We sat down and worked through the whole grid. Instead of imagining how
to simply explain or show a picture of each bowl of wrath and each
trumpet of judgment, we created an entire theatrical event.
Yeah, we could have set up the charts and graphs and the overhead
projector. But today's audience, this last generation, they're kind of jaded
about flannel graph presentations, know what I mean?
These kids today, with their Spongebob Squarepants and their
American Bandstand and their Buffy The Vampire Slayer,
they need the bells and whistles and the like.
The kids don't need a lot of explanation. They need a demonstration.
You see, that was the challenge, wasn't it? It's one thing to say "the
moon was blackened" or "the waters turned to blood" or "men were stung
by enormous flying scorpions" -- but how do you make it happen right
here, right before their eyes?
In the end, we created Tribulation House: A full-sensory immersive
interactive dramatic theatrical evangelistic event that simulates what it
will actually be like to live through the events of the Great
Tribulation. An entire full-service prophetic experience.
You'd be surprised how much of it we accomplished with sound and light.
We developed the various rooms throughout the church basement. Some
college kids created soundscapes for each event. We wrote up a full script
for the actors; they played everything from people caught up in the
events, to the world armies fighting the Most Holy, to the father of lies
himself, bound and thrown into the pit for a millennium.
The murder of Reverend Daniel Glory? I'm getting to that.
So we were working out the blueprints for creating Tribulation House as
a major theatrical evangelistic full-sensory ministry outreach.

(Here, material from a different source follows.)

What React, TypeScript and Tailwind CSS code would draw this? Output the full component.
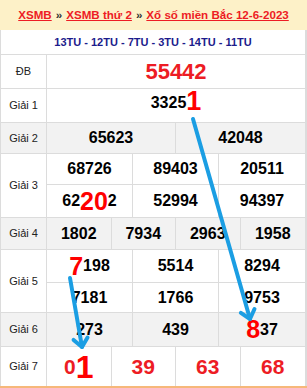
import React from 'react';

const BLUE = '#1b9ee3';

// arrow from (x1,y1) to the tip (x2,y2), with a V head
const Arrow = ({ x1, y1, x2, y2 }: { x1: number; y1: number; x2: number; y2: number }) => {
  const len = Math.hypot(x2 - x1, y2 - y1);
  const bx = (x1 - x2) / len;
  const by = (y1 - y2) / len;
  const head = 11;
  const a = (40 * Math.PI) / 180;
  const lx = x2 + head * (bx * Math.cos(a) - by * Math.sin(a));
  const ly = y2 + head * (bx * Math.sin(a) + by * Math.cos(a));
  const rx = x2 + head * (bx * Math.cos(-a) - by * Math.sin(-a));
  const ry = y2 + head * (bx * Math.sin(-a) + by * Math.cos(-a));
  return (
    <g stroke={BLUE} strokeWidth={4} strokeLinecap="round" strokeLinejoin="round" fill="none">
      <line x1={x1} y1={y1} x2={x2} y2={y2} />
      <polyline points={`${lx},${ly} ${x2},${y2} ${rx},${ry}`} />
    </g>
  );
};

const Label = ({ text }: { text: string }) => (
  <div className="w-[46px] shrink-0 border-r border-[#dcdcdc] flex items-center justify-center text-[11px] text-[#222]">
    {text}
  </div>
);

const Big = ({ children, size = 'text-[25px]' }: { children: React.ReactNode; size?: string }) => (
  <span className={`${size} text-[#ff0000] leading-none`}>{children}</span>
);

const Cells = ({ items, cols, h, last = false }: { items: React.ReactNode[]; cols: string; h: string; last?: boolean }) => (
  <div className={`grid ${cols} ${h} ${last ? '' : 'border-b border-[#dcdcdc]'}`}>
    {items.map((it, i) => (
      <div
        key={i}
        className={`flex items-center justify-center text-[16px] font-bold text-black ${i < items.length - 1 ? 'border-r border-[#dcdcdc]' : ''}`}
      >
        {it}
      </div>
    ))}
  </div>
);

export default function App() {
  return (
    <div className="relative w-[307px] h-[388px] bg-white font-['Liberation_Sans',Arial,sans-serif]">
      {/* header */}
      <div className="h-[30px] bg-[#fdf1c8] flex items-center justify-center text-[11.6px] font-bold">
        <span className="text-[#ed1c24] underline">XSMB</span>
        <span className="text-[#333] mx-[4px]">»</span>
        <span className="text-[#ed1c24] underline">XSMB thứ 2</span>
        <span className="text-[#333] mx-[4px]">»</span>
        <span className="text-[#ed1c24] underline">Xổ số miền Bắc 12-6-2023</span>
      </div>

      <div className="border-x border-[#dcdcdc] border-r-[2px]">
        <div className="h-[25px] flex items-center justify-center border-b border-[#dcdcdc] text-[11px] font-bold text-[#1c1c8c]">
          13TU - 12TU - 7TU - 3TU - 14TU - 11TU
        </div>

        {/* ĐB */}
        <div className="flex h-[34px] border-b border-[#dcdcdc]">
          <Label text="ĐB" />
          <div className="flex-1 flex items-center justify-center text-[22px] font-bold text-[#ed1c24]">55442</div>
        </div>

        {/* Giải 1 */}
        <div className="flex h-[34px] border-b border-[#dcdcdc]">
          <Label text="Giải 1" />
          <div className="flex-1 flex items-end justify-center pb-[7px] text-[16px] font-bold text-black">
            3325<Big size="text-[27px]">1</Big>
          </div>
        </div>

        {/* Giải 2 */}
        <div className="flex h-[31px] border-b border-[#dcdcdc] bg-[#f2f2f2]">
          <Label text="Giải 2" />
          <div className="flex-1">
            <Cells items={['65623', '42048']} cols="grid-cols-2" h="h-full" last />
          </div>
        </div>

        {/* Giải 3 */}
        <div className="flex h-[64px] border-b border-[#dcdcdc]">
          <Label text="Giải 3" />
          <div className="flex-1 flex flex-col">
            <Cells items={['68726', '89403', '20511']} cols="grid-cols-3" h="h-[31px]" />
            <Cells
              items={[
                <span key="a" className="flex items-center">62<Big>20</Big>2</span>,
                '52994',
                '94397',
              ]}
              cols="grid-cols-3"
              h="flex-1"
              last
            />
          </div>
        </div>

        {/* Giải 4 */}
        <div className="flex h-[32px] border-b border-[#dcdcdc] bg-[#f2f2f2]">
          <Label text="Giải 4" />
          <div className="flex-1">
            <Cells items={['1802', '7934', '2963', '1958']} cols="grid-cols-4" h="h-full" last />
          </div>
        </div>

        {/* Giải 5 */}
        <div className="flex h-[63px] border-b border-[#dcdcdc]">
          <Label text="Giải 5" />
          <div className="flex-1 flex flex-col">
            <Cells
              items={[
                <span key="a" className="flex items-center"><Big>7</Big>198</span>,
                '5514',
                '8294',
              ]}
              cols="grid-cols-3"
              h="h-[33px]"
            />
            <Cells items={['7181', '1766', '9753']} cols="grid-cols-3" h="flex-1" last />
          </div>
        </div>

        {/* Giải 6 */}
        <div className="flex h-[34px] border-b border-[#dcdcdc] bg-[#f2f2f2]">
          <Label text="Giải 6" />
          <div className="flex-1">
            <Cells
              items={[
                '273',
                '439',
                <span key="c" className="flex items-center"><Big>8</Big>37</span>,
              ]}
              cols="grid-cols-3"
              h="h-full"
              last
            />
          </div>
        </div>

        {/* Giải 7 */}
        <div className="flex h-[39px]">
          <Label text="Giải 7" />
          <div className="flex-1 grid grid-cols-4 text-[21px] font-bold text-[#ed1c24]">
            <div className="flex items-center justify-center border-r border-[#dcdcdc]">
              0<span className="text-[32px] text-[#ff0000] leading-none">1</span>
            </div>
            <div className="flex items-center justify-center border-r border-[#dcdcdc]">39</div>
            <div className="flex items-center justify-center border-r border-[#dcdcdc]">63</div>
            <div className="flex items-center justify-center">68</div>
          </div>
        </div>
      </div>
      <div className="h-[2px] bg-[#f6b87a]" />

      <svg className="absolute inset-0 pointer-events-none" width={307} height={388}>
        <Arrow x1={193} y1={119} x2={250} y2={319} />
        <Arrow x1={70} y1={278} x2={82} y2={347} />
      </svg>
    </div>
  );
}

We had
debated the merits of various slogans for the event -- the leading
contenders were WE'LL SCARE THE HELL OUT OF YOU; GET RIGHT OR GET LEFT; and
THE TIME IS CLOSER THAN YOU THINK. While the first slogan was a
favorite of several board members, for its bracing, truthful stance, in the
end we worried that the neighbors would misunderstand. So we went with
the second slogan, for its simple, instructional message.
And I remember that our chief carpenter, Bill Broadstreet, was giving
us his estimate for the physical construction to be done on the project.

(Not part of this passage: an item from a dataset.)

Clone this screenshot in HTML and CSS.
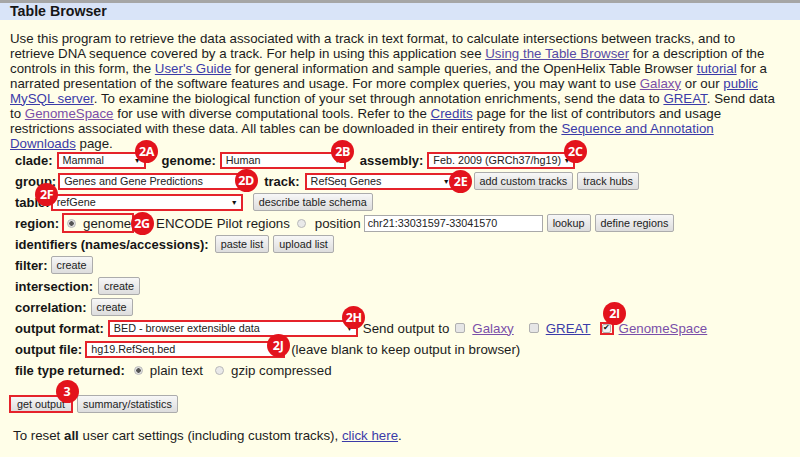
FILE: index.html
```html
<!DOCTYPE html>
<html>
<head>
<meta charset="utf-8">
<link rel="stylesheet" href="styles.css">
</head>
<body>
<div class="topline"></div>
<div class="header">Table Browser</div>
<p class="intro">Use this program to retrieve the data associated with a track in text format, to calculate intersections between tracks, and to<br>retrieve DNA sequence covered by a track. For help in using this application see <a class="mid" href="#">Using the Table Browser</a> for a description of the<br>controls in this form, the <a href="#">User's Guide</a> for general information and sample queries, and the OpenHelix Table Browser <a href="#">tutorial</a> for a<br>narrated presentation of the software features and usage. For more complex queries, you may want to use <a class="vis" href="#">Galaxy</a> or our <a href="#">public<br>MySQL server</a>. To examine the biological function of your set through annotation enrichments, send the data to <a href="#">GREAT</a>. Send data<br>to <a class="vis" href="#">GenomeSpace</a> for use with diverse computational tools. Refer to the <a href="#">Credits</a> page for the list of contributors and usage<br>restrictions associated with these data. All tables can be downloaded in their entirety from the <a href="#">Sequence and Annotation<br>Downloads</a> page.</p>

<div class="form">
  <div class="row">
    <span class="lbl">clade:</span>
    <span class="sel s-clade">Mammal<span class="arrow">▼</span><span class="badge b-2a">2A</span></span>
    <span class="lbl m-genome">genome:</span>
    <span class="sel s-genome">Human<span class="arrow">▼</span><span class="badge b-2b">2B</span></span>
    <span class="lbl m-asm">assembly:</span>
    <span class="sel s-asm">Feb. 2009 (GRCh37/hg19)<span class="arrow">▼</span><span class="badge b-2c">2C</span></span>
  </div>
  <div class="row">
    <span class="lbl">group:</span>
    <span class="sel s-group">Genes and Gene Predictions<span class="arrow">▼</span><span class="badge b-2d">2D</span></span>
    <span class="lbl m-track">track:</span>
    <span class="sel s-track">RefSeq Genes<span class="arrow">▼</span><span class="badge b-2e">2E</span></span>
    <span class="btn m-addct">add custom tracks</span>
    <span class="btn m-4">track hubs</span>
  </div>
  <div class="row">
    <span class="lbl">table:</span>
    <span class="sel s-table">refGene<span class="arrow">▼</span><span class="badge b-2f">2F</span></span>
    <span class="btn m-10">describe table schema</span>
  </div>
  <div class="row">
    <span class="lbl">region:</span>
    <span class="rbox"><span class="radio on"></span><span class="rtext">genome</span><span class="badge b-2g">2G</span></span>
    <span class="m-encode">ENCODE Pilot regions</span>
    <span class="radio m-7"></span>
    <span class="m-9">position</span>
    <span class="input s-pos">chr21:33031597-33041570</span>
    <span class="btn m-4">lookup</span>
    <span class="btn m-4">define regions</span>
  </div>
  <div class="row">
    <span class="lbl">identifiers (names/accessions):</span>
    <span class="btn m-6">paste list</span>
    <span class="btn m-4">upload list</span>
  </div>
  <div class="row">
    <span class="lbl">filter:</span>
    <span class="btn m-3">create</span>
  </div>
  <div class="row">
    <span class="lbl">intersection:</span>
    <span class="btn m-5">create</span>
  </div>
  <div class="row">
    <span class="lbl">correlation:</span>
    <span class="btn m-4">create</span>
  </div>
  <div class="row">
    <span class="lbl">output format:</span>
    <span class="sel s-format">BED - browser extensible data<span class="arrow">▼</span><span class="badge b-2h">2H</span></span>
    <span class="m-5">Send output to</span>
    <span class="check m-6"></span>
    <a class="vis m-7" href="#">Galaxy</a>
    <span class="check m-15"></span>
    <a class="m-7" href="#">GREAT</a>
    <span class="cbox m-9"><span class="check on">✔</span><span class="badge b-2i">2I</span></span>
    <a class="vis m-5" href="#">GenomeSpace</a>
  </div>
  <div class="row">
    <span class="lbl">output file:</span>
    <span class="sel s-file">hg19.RefSeq.bed<span class="badge b-2j">2J</span></span>
    <span class="m-6">(leave blank to keep output in browser)</span>
  </div>
  <div class="row">
    <span class="lbl">file type returned:</span>
    <span class="radio on m-9"></span>
    <span class="m-7">plain text</span>
    <span class="radio m-12"></span>
    <span class="m-7">gzip compressed</span>
  </div>
</div>

<div class="actions">
  <span class="btn btn-red">get output<span class="badge b-3">3</span></span>
  <span class="btn m-4">summary/statistics</span>
</div>
<p class="reset">To reset <b>all</b> user cart settings (including custom tracks), <a href="#">click here</a>.</p>
</body>
</html>
```

FILE: styles.css
```css
* { box-sizing: border-box; }
html, body { margin: 0; padding: 0; }
body {
  width: 800px;
  height: 457px;
  overflow: hidden;
  background: #fffee8;
  font-family: "Liberation Sans", Arial, sans-serif;
  color: #1c1c1c;
}
a { color: #3b3ba8; text-decoration: underline; }
a.vis { color: #7a4fa9; }
a.mid { color: #564aa6; }

.topline { height: 3px; background: #a6a6a6; }
.header {
  height: 16.5px;
  background: #d9e4f8;
  padding-left: 10px;
  font-weight: bold;
  font-size: 14.2px;
  line-height: 16.5px;
  color: #161616;
}
.intro {
  margin: 11px 0 0;
  padding-left: 10px;
  font-size: 13.3px;
  line-height: 15px;
  white-space: nowrap;
}

.form { margin-top: -1px; padding-left: 15px; }
.row {
  display: flex;
  align-items: center;
  height: 21px;
  font-size: 13.3px;
  white-space: nowrap;
}
.lbl { font-weight: bold; font-size: 13px; color: #151515; }

.sel {
  position: relative;
  display: inline-flex;
  align-items: center;
  height: 17px;
  border: 2px solid #e5232b;
  background: #fff;
  font-size: 10.8px;
  line-height: 12px;
  padding-left: 4px;
  color: #222;
}
.sel .arrow {
  position: absolute;
  right: 3px;
  top: 2px;
  font-size: 7px;
  line-height: 9px;
  color: #111;
}
.s-clade { width: 89px; margin-left: 4px; }
.s-genome { width: 126px; margin-left: 4px; }
.s-asm { width: 148px; margin-left: 4px; }
.s-group { width: 191px; margin-left: 2px; }
.s-track { width: 150px; margin-left: 5px; }
.s-table { width: 192px; margin-left: 1px; }
.s-format { width: 250px; margin-left: 4px; }
.s-file { width: 200px; margin-left: 3px; }

.m-genome { margin-left: 16px; }
.m-asm { margin-left: 14px; }
.m-track { margin-left: 15px; }
.m-addct { margin-left: 19px; }
.m-encode { margin-left: 22px; }
.m-3 { margin-left: 3px; }
.m-4 { margin-left: 4px; }
.m-5 { margin-left: 5px; }
.m-6 { margin-left: 6px; }
.m-7 { margin-left: 7px; }
.m-9 { margin-left: 9px; }
.m-10 { margin-left: 10px; }
.m-12 { margin-left: 12px; }
.m-15 { margin-left: 15px; }

.btn {
  position: relative;
  display: inline-flex;
  align-items: center;
  justify-content: center;
  height: 18px;
  padding: 0 5px;
  border: 1px solid #acacac;
  border-radius: 2px;
  background: linear-gradient(#f7f7f7, #dddddd);
  font-size: 10.8px;
  color: #222;
  font-weight: normal;
}
.btn-red {
  width: 64px;
  border: 2px solid #e5232b;
  border-radius: 0;
}

.input {
  display: inline-flex;
  align-items: center;
  height: 17px;
  border: 1px solid #a9a9a9;
  background: #fff;
  font-size: 10.8px;
  padding-left: 3px;
  color: #222;
}
.s-pos { width: 179px; margin-left: 3px; }

.rbox {
  position: relative;
  display: inline-flex;
  align-items: center;
  width: 72px;
  height: 20px;
  margin-left: 3px;
  border: 2px solid #e5232b;
}
.rbox .radio { margin-left: 2.5px; }
.rtext { margin-left: 7.5px; }

.radio {
  display: inline-block;
  width: 9px;
  height: 9px;
  border-radius: 50%;
  border: 1px solid #b9b9b9;
  background: #e9e9e9;
}
.radio.on {
  background: radial-gradient(circle, #555 0 2px, #e2e2e2 2.5px);
}

.check {
  display: inline-flex;
  align-items: center;
  justify-content: center;
  width: 10px;
  height: 10px;
  border: 1px solid #b0b0b0;
  border-radius: 2px;
  background: #e6e6e6;
  font-size: 8px;
  line-height: 8px;
  color: #111;
}
.cbox {
  position: relative;
  display: inline-flex;
  align-items: center;
  justify-content: center;
  width: 14px;
  height: 13px;
  border: 2px solid #e5232b;
}
.cbox .check { width: 9px; height: 9px; background: #f2f2f2; }

.badge {
  position: absolute;
  z-index: 5;
  width: 23px;
  height: 23px;
  border-radius: 50%;
  background: #e3131c;
  color: #fff;
  font-family: "Open Sans", "Liberation Sans", sans-serif;
  font-weight: bold;
  font-size: 12.5px;
  line-height: 23px;
  text-align: center;
  letter-spacing: -0.3px;
}
.b-2a { left: 76.5px; top: -13.5px; }
.b-2b { left: 109.5px; top: -13.5px; }
.b-2c { left: 134.5px; top: -13.5px; }
.b-2d { left: 174.5px; top: -5.5px; }
.b-2e { left: 142.5px; top: -4.5px; }
.b-2f { left: -17.5px; top: -12.5px; }
.b-2g { left: 66.5px; top: -3.5px; }
.b-2h { left: 232.5px; top: -15.5px; }
.b-2i { left: 1.5px; top: -21.5px; }
.b-2j { left: 179.5px; top: -8.5px; }
.b-3 { left: 44.5px; top: -17.5px; }

.actions {
  display: flex;
  align-items: center;
  height: 21px;
  margin-top: 13px;
  padding-left: 9px;
}
.reset {
  margin: 13px 0 0;
  padding-left: 13px;
  font-size: 13.3px;
  line-height: 15px;
  white-space: nowrap;
}
```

Suddenly, Reverend Daniel Glory burst in with some news.
"Friends!" There was a glow on the Reverend's face unlike we had seen
before. The man stood there in the doorway to the church basement,
leaning against the doorframe, wheezing to catch his breath. "Jesus is
coming back!"
The room was silent. We all stared. At first, we wondered why he was
saying this right then. After all, he preached on this topic every week.

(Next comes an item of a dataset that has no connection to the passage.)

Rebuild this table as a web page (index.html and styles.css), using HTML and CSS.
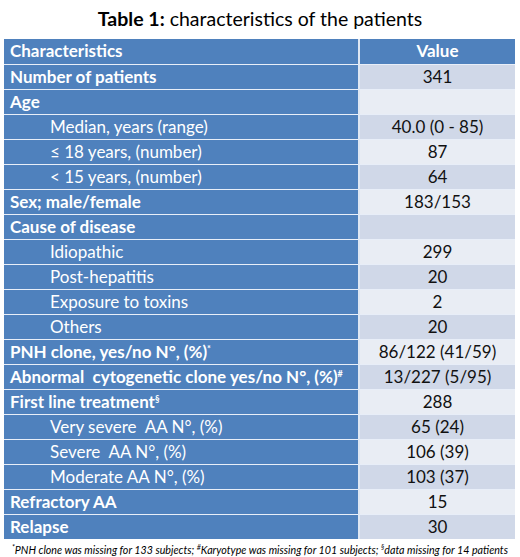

But then he dropped this bomb: "And I know when!"
Okay, that was a new one. Collectively, everyone in the room gasped.
One of us, I don't even remember who it was, asked, "When, Reverend?"
"October 17."
Five months.
"5:51 a.m." Reverend Daniel Glory waved the papers clutched in his
hand. Later, I would wonder what he was waving at us. His Bible study? His
calculations? All I know is he grinned ear to ear and said, "The
Rapture is going to happen at 5:51 a.m. on October 17."
Everyone around the meeting table reacted differently. Some were
stunned into silence, others screamed with joy. One noisy woman loudly sobbed
and clapped.
Reverend Daniel Glory came into room, face aglow with thrill and
exhaustion, and dragged a chair from the wall over to our table. He sat,
waiting until everyone was silent again. "I now have incontrovertible proof
that the Rapture takes place this coming October."
I'm sure I grinned bigger than anyone in the room. "What reason do you
have to say that?"
Reverend Daniel Glory looked at me and winked. "Why stop with one
reason, boy? I got one hundred and seven of 'em!"
Of course, you know what this meant. We were going to have to step up
the production of Tribulation House.
(I still can't believe it's not Kingdom Come.)


Well's style is entertaining, a tad-bit "cheeky,"and extremely funny. His satirical, but gentle, treatment of modern-day evangelical/fundamentalist/pentecostalist's rather in-bred, sometimes glaringly-blind-spots is good medicine for the Church body. Chris Well is not disrespectful, not irreverent; his comedic enema will move many of us to do some serious reflection--after we stop laughing, that is. Recommended.